Pick out every line of the entries below where "this" occurs, and copy those lines.

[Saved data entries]
□ □ □

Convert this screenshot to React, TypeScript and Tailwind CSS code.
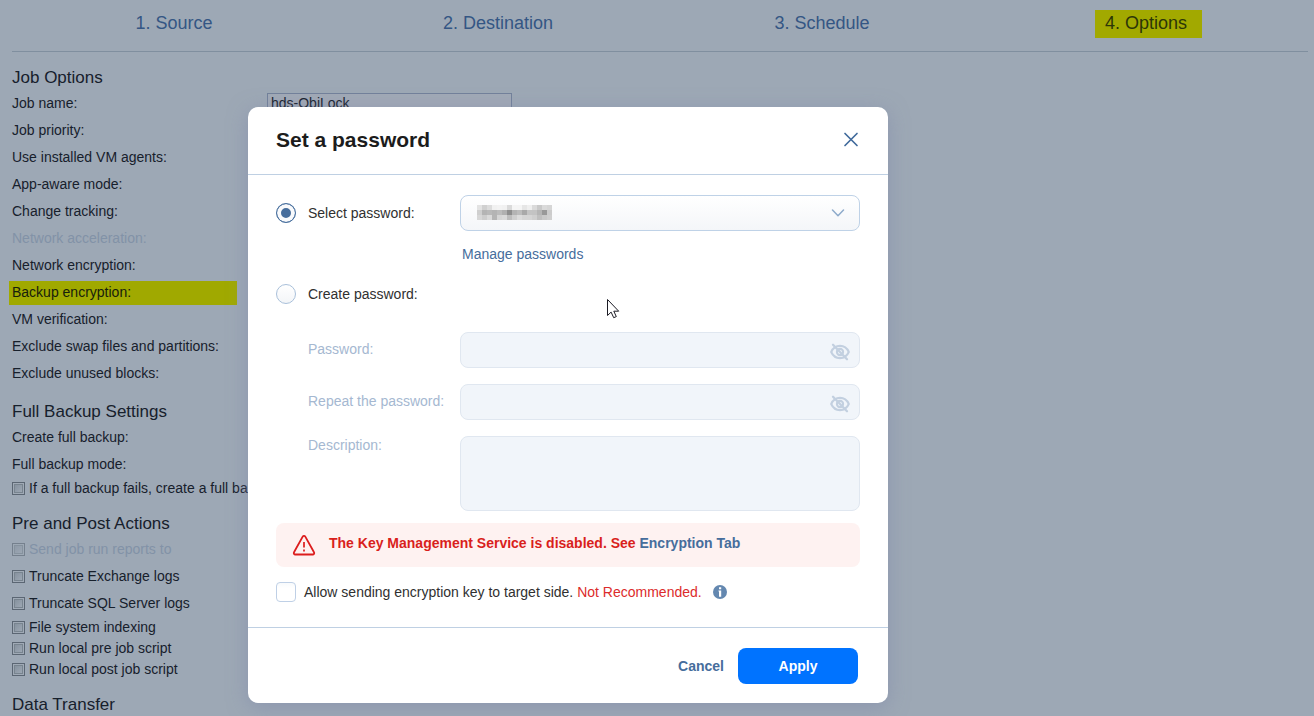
import React from "react";

const jobOptions = [
  { label: "Job priority:" },
  { label: "Use installed VM agents:" },
  { label: "App-aware mode:" },
  { label: "Change tracking:" },
  { label: "Network acceleration:", muted: true },
  { label: "Network encryption:" },
  { label: "Backup encryption:", marked: true },
  { label: "VM verification:" },
  { label: "Exclude swap files and partitions:" },
  { label: "Exclude unused blocks:" },
];

const maskRows = [
  ["#e3e3e3", "#d0d0d0", "#dcdcdc", "#f1f1f1", "#f3f3f3", "#f1f1f1", "#dadada", "#f5f5f5", "#f5f5f5", "#e6e6e6", "#efefef", "#dadada", "#c9c9c9", "#dadada", "#d6d6d6"],
  ["#cfcfcf", "#b4b4b4", "#b9b9b9", "#b4b4b4", "#bcbcbc", "#b0b0b0", "#8e8e8e", "#b4b4b4", "#bdbdbd", "#a9a9a9", "#c4c4c4", "#c3c3c3", "#b5b5b5", "#999999", "#cccccc"],
  ["#d7d7d7", "#cdcdcd", "#dadada", "#b5b5b5", "#d5d5d5", "#d9d9d9", "#bdbdbd", "#cfcfcf", "#dcdcdc", "#d5d5d5", "#d5d5d5", "#cfcfcf", "#bfbfbf", "#c9c9c9", "#cfcfcf"],
];

function SectionTitle({ children }: { children: React.ReactNode }) {
  return <h2 className="mt-[11px] h-[26px] text-[17px] leading-7 text-[#17202c]">{children}</h2>;
}

function CheckRow({ label, disabled, tall }: { label: string; disabled?: boolean; tall?: boolean }) {
  return (
    <label
      className={`flex items-center gap-1 whitespace-nowrap ${tall ? "h-[27px]" : "h-[21px]"} ${
        disabled ? "text-[#8292a7]" : "text-[#17202c]"
      }`}
    >
      <input
        type="checkbox"
        disabled={disabled}
        className="size-[13px] shrink-0 appearance-none border border-[#5b6673] bg-linear-to-br from-[#808c99] to-[#a3adb9] shadow-[inset_0_0_0_1px_#a0aab6,inset_0_0_0_2px_#78848f] disabled:opacity-60"
      />
      {label}
    </label>
  );
}

function EyeOffIcon() {
  return (
    <svg width="20" height="18" viewBox="0 0 20 18" fill="none" stroke="#c3d0e0" aria-hidden="true">
      <path d="M1.200 9C3 5 6.200 2.900 10 2.900S17 5 18.800 9C17 13 13.800 15.100 10 15.100S3 13 1.200 9Z" strokeWidth="2.100" strokeLinejoin="round" />
      <circle cx="10" cy="9" r="3.100" strokeWidth="2.100" />
      <path d="M3 1.800 17 16.200" strokeWidth="2.300" strokeLinecap="round" />
    </svg>
  );
}

function PasswordField({ id, label }: { id: string; label: string }) {
  return (
    <div className="mb-4 flex pl-8">
      <label htmlFor={id} className="w-[152px] shrink-0 leading-[34px] text-[#a5b8d1]">
        {label}
      </label>
      <div className="relative h-9 flex-1">
        <input
          id={id}
          type="password"
          disabled
          className="h-9 w-full rounded-lg border border-[#e0e7f0] bg-[#f1f5fa] pr-10 pl-4"
        />
        <button type="button" disabled aria-label="Show password" className="absolute top-[11px] right-[10px]">
          <EyeOffIcon />
        </button>
      </div>
    </div>
  );
}

const radioClass =
  "size-5 shrink-0 appearance-none rounded-full border border-[#a9c0da] bg-linear-to-b from-white to-[#f3f5f8] checked:border-[#4a719f] checked:bg-[#466d9c] checked:bg-none checked:shadow-[inset_0_0_0_4px_#f9fafc]";

function PasswordDialog() {
  return (
    <section
      role="dialog"
      aria-labelledby="dialog-title"
      className="w-[640px] rounded-[10px] bg-white text-[14px] leading-5 text-[#303030] shadow-[0_4px_20px_rgba(125,135,170,0.550)]"
    >
      <header className="flex h-[68px] items-center justify-between border-b border-[#bfd0e3] pr-[29px] pb-[2px] pl-7">
        <h1 id="dialog-title" className="text-[21px] leading-7 font-bold text-[#1c1c1c]">
          Set a password
        </h1>
        <button type="button" aria-label="Close">
          <svg width="16" height="16" viewBox="0 0 16 16" fill="none" stroke="#416b9c" strokeWidth="1.700" aria-hidden="true">
            <path d="M2 1.500 14 13.500M14 1.500 2 13.500" strokeLinecap="round" />
          </svg>
        </button>
      </header>

      <form className="px-7 pt-5 pb-[25px]">
        <div className="flex items-center">
          <label className="flex w-[184px] shrink-0 items-center gap-3">
            <input type="radio" name="mode" defaultChecked className={radioClass} />
            Select password:
          </label>
          <div className="relative flex-1">
            <select
              aria-label="Saved password"
              className="block h-9 w-full appearance-none rounded-lg border border-[#bfd2e7] bg-linear-to-b from-white to-[#f4f6f9] px-4"
            >
              <option aria-label="Saved password" value="saved"></option>
            </select>
            <svg className="pointer-events-none absolute top-[10px] left-[17px]" width="75" height="15" shapeRendering="crispEdges" aria-hidden="true">
              {maskRows.map((row, y) =>
                row.map((color, x) => <rect key={`${x}-${y}`} x={x * 5} y={y * 5} width="5" height="5" fill={color} />)
              )}
            </svg>
            <svg className="pointer-events-none absolute top-[14px] right-[15px]" width="14" height="8" viewBox="0 0 14 8" fill="none" stroke="#8eabcb" strokeWidth="1.500" aria-hidden="true">
              <path d="m1.500 1 5.500 5.700L12.500 1" strokeLinecap="round" strokeLinejoin="round" />
            </svg>
          </div>
        </div>

        <div className="mt-[13px] flex pl-[186px]">
          <a href="#passwords" className="text-[#466d9c]">
            Manage passwords
          </a>
        </div>

        <label className="mt-5 mb-7 flex items-center gap-3">
          <input type="radio" name="mode" className={radioClass} />
          Create password:
        </label>

        <PasswordField id="password" label="Password:" />
        <PasswordField id="repeat-password" label="Repeat the password:" />
        <div className="flex pl-8">
          <label htmlFor="description" className="w-[152px] shrink-0 leading-[18px] text-[#a5b8d1]">
            Description:
          </label>
          <textarea
            id="description"
            disabled
            className="block h-[75px] flex-1 resize-none rounded-lg border border-[#e0e7f0] bg-[#f1f5fa] px-4 py-2"
          />
        </div>

        <div role="alert" className="mt-3 flex h-11 items-center gap-[13px] rounded-lg bg-[#fef2f1] pl-4 font-bold text-[#d91f1c]">
          <svg width="24" height="22" viewBox="0 0 24 22" fill="none" stroke="#dc1d1d" aria-hidden="true">
            <path d="M10.700 2.600a1.500 1.500 0 0 1 2.600 0l8.700 15.600a1.500 1.500 0 0 1-1.300 2.300H3.300A1.500 1.500 0 0 1 2 18.200Z" strokeWidth="1.800" strokeLinejoin="round" />
            <path d="M12 8v5.500M12 15.500v2" strokeWidth="1.700" />
          </svg>
          <p className="pb-1">
            The Key Management Service is disabled. See{" "}
            <a href="#encryption" className="text-[#466d9c]">
              Encryption Tab
            </a>
          </p>
        </div>

        <div className="mt-[15px] flex items-center">
          <label className="flex items-center gap-2">
            <input
              type="checkbox"
              className="size-5 shrink-0 appearance-none rounded border border-[#bfd0e6] bg-linear-to-b from-[#f8fafc] to-white to-30% checked:bg-[#466d9c]"
            />
            <span>
              Allow sending encryption key to target side. <span className="text-[#dc2b2b]">Not Recommended.</span>
            </span>
          </label>
          <button type="button" aria-label="More information" className="ml-[11px]">
            <svg width="14" height="14" viewBox="0 0 14 14" aria-hidden="true">
              <circle cx="7" cy="7" r="7" fill="#6488b0" />
              <path d="M6 2.300h2.200v1.900H6zM5.500 5.500h2.700v6.200H6V6.500h-.500z" fill="#fff" />
            </svg>
          </button>
        </div>
      </form>

      <footer className="flex h-[76px] items-center justify-end gap-[14px] border-t border-[#bfd0e3] pr-[30px] font-bold">
        <button type="button" className="text-[#466d9c]">
          Cancel
        </button>
        <button type="button" className="h-9 w-[120px] rounded-lg bg-[#0073ff] text-white">
          Apply
        </button>
      </footer>
    </section>
  );
}

export default function App() {
  return (
    <div className="relative h-screen overflow-hidden bg-[#9da8b5] font-['Liberation_Sans',Arial,sans-serif] text-[14px] text-[#17202c]">
      <div className="pr-[6px] pl-3">
        <nav className="grid h-[52px] grid-cols-4 items-center justify-items-center border-b border-[#808f9f] pb-1 text-[18px] leading-[26px] text-[#345684]">
          <button type="button" className="pb-[2px]">1. Source</button>
          <button type="button" className="pb-[2px]">2. Destination</button>
          <button type="button" className="pb-[2px]">3. Schedule</button>
          <button type="button" aria-current="step" className="-mr-[5px] bg-[#a2a900] pr-[15px] pb-[2px] pl-[10px] text-[#2c3608]">
            4. Options
          </button>
        </nav>

        <main className="pt-px">
          <SectionTitle>Job Options</SectionTitle>
          <div className="flex h-[27px] items-center">
            <label htmlFor="job-name" className="w-[255px]">
              Job name:
            </label>
            <input
              id="job-name"
              defaultValue="hds-ObjLock"
              className="h-[21px] w-[245px] border border-[#72809a] bg-[#a1a9b6] px-[3px]"
            />
          </div>
          {jobOptions.map(({ label, muted, marked }) => (
            <div key={label} className={`flex h-[27px] items-center ${muted ? "text-[#8292a7]" : ""}`}>
              <span className={marked ? "-ml-[3px] h-6 w-[228px] bg-[#a0a900] pl-[3px] leading-[22px] text-[#17200c]" : ""}>
                {label}
              </span>
            </div>
          ))}

          <SectionTitle>Full Backup Settings</SectionTitle>
          <div className="flex h-[27px] items-center">Create full backup:</div>
          <div className="flex h-[27px] items-center">Full backup mode:</div>
          <CheckRow label="If a full backup fails, create a full ba" />

          <SectionTitle>Pre and Post Actions</SectionTitle>
          <CheckRow label="Send job run reports to" disabled tall />
          <CheckRow label="Truncate Exchange logs" tall />
          <CheckRow label="Truncate SQL Server logs" tall />
          <CheckRow label="File system indexing" />
          <CheckRow label="Run local pre job script" />
          <CheckRow label="Run local post job script" />

          <SectionTitle>Data Transfer</SectionTitle>
        </main>
      </div>

      <div className="absolute inset-0 pt-[107px] pl-[248px]">
        <PasswordDialog />
      </div>

      <svg className="pointer-events-none absolute top-[298px] left-[606px]" width="15" height="22" viewBox="0 0 15 22" aria-hidden="true">
        <path d="M1.500 1.500v16l3.600-3.400 2.600 5.600 2.600-1.100-2.500-5.400h4.900Z" fill="#fff" stroke="#1b1b24" strokeWidth="1" />
      </svg>
    </div>
  );
}
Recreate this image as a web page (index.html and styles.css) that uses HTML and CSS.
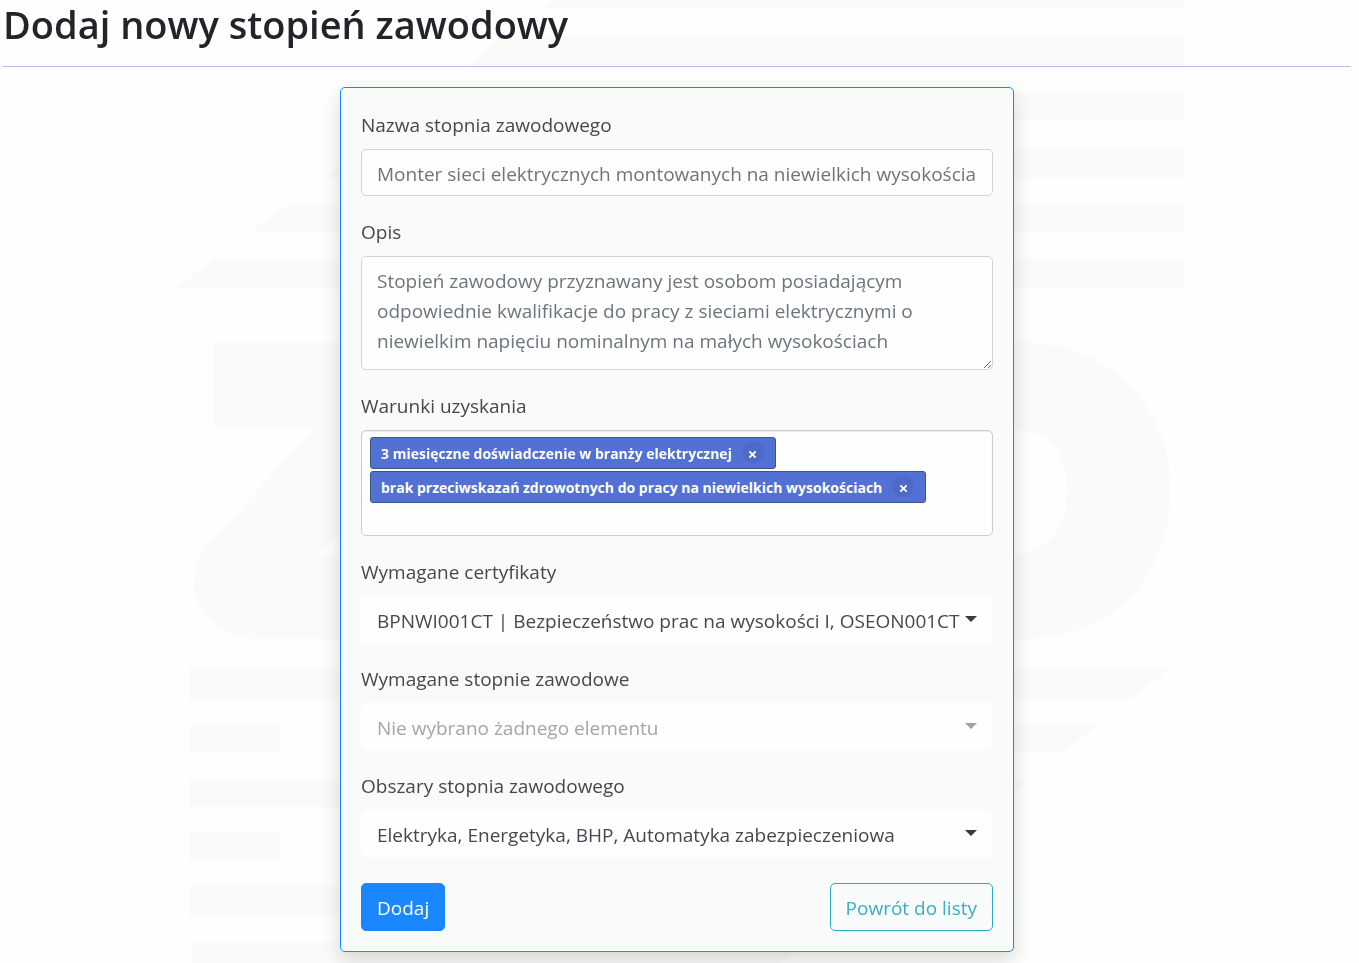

□ □ □

**REPLY TO THE EXERCISE**
Convert this screenshot to React, TypeScript and Tailwind CSS code.
Recreate this image as a web page (index.html and styles.css) that uses HTML and CSS.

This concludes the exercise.